Thanks for your quick reply, but isn't this what was described in scenario 1? What I meant here in scenario 2 is that a vandal is deleting text and that the vandalism hunter is restoring the text.
E.g. : In this case 73.090 bytes were removed in a single edit and then restored in the next revision. Apparently, the person who restored the deleted text gets credited the 73.090 bytes.

The science of reversion detection is proving to be very challenging.

Oh yes, I believe that. Were you able to look into how WikiHistory deals with this challenge?

In related good news, I have found a suitable solution to show textshares. Expect that to be released soon! :)

Whooo, awesome! I'm really looking forward.

Best,
Johanna

Heyho,

Yes, unless the 200 KB of text was a single edit. So say person X adds 150 KB of text, then with the next edit adds 50 KB, when I revert it ArticleInfo only knows to discount the 50 KB part, and not previous

Thanks for your quick reply, but isn't this what was described in scenario 1? What I meant here in scenario 2 is that a vandal is deleting text and that the vandalism hunter is restoring the text.
E.g. : In this case 73.090 bytes were removed in a single edit and then restored in the next revision. Apparently, the person who restored the deleted text gets credited the 73.090 bytes.

Yes, XTools does do revert detection for surrounding edits, including content that was removed.
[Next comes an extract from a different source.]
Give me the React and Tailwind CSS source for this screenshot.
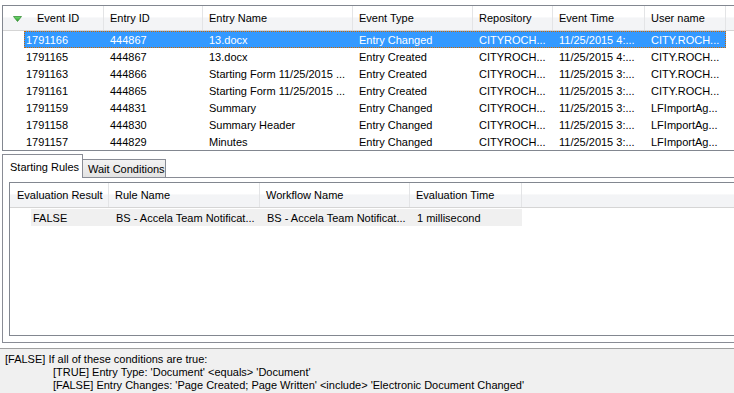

However this is done by looking at the edit summary to see if it said "revert", etc., and here we don't have the German translations :/ This is not really a problem for new edits (after December 2017), because now edits are automatically tagged as Rollback, Undo, etc. Still, XTools needs to be using rev_sha1 to be more accurate. If we use rev_sha1, your example will correctly be counted as a revert.

The science of reversion detection is proving to be very challenging.

Oh yes, I believe that. Were you able to look into how WikiHistory deals with this challenge?

As far as I can tell, WikiHistory is not doing revert detection as we are, rather computing attribution (aka textshares), correct? For example, we have the "text added" column, when WikiHistory appears to only have a "textshares" column. These are two different concepts. Anyway, we're now using WikiWho to get authorship attribution (textshares), e.g. https://xtools.wmflabs.org/articleinfo/de.wikipedia.org/Bottmingen#authorship. On that note, it seems WikiHistory and WikiWho are using two very different algorithms. WikiWho underwent extensive testing, showing it is 95% accurate, but I can't say for sure if WikiHistory exceeds that.

As of fb7a7b9 we are using rev_sha1 to detect reverts. However we're still only checking surrounding revisions. In other words, if a revert undid multiple edits, only one of those edits is counted as having been reverted. This is not perfect, but it's a big improvement over going completely off the edit summary, which is what we were doing before.

I'm working on T179995 and once that's done I'll get everything deployed.

MusikAnimal moved this task from Pending deployment to Complete on the XTools board.

As noted above, revert detection still isn't perfect, but it has improved significantly. For example:

In this case 73.090 bytes were removed in a single edit and then restored in the next revision. Apparently, the person who restored the deleted text gets credited the 73.090 bytes.

Fixed :) https://xtools.wmflabs.org/articleinfo/de.wikipedia.org/Requiem_%28Mozart%29

thank you MusikAnimal..........Ozzie A.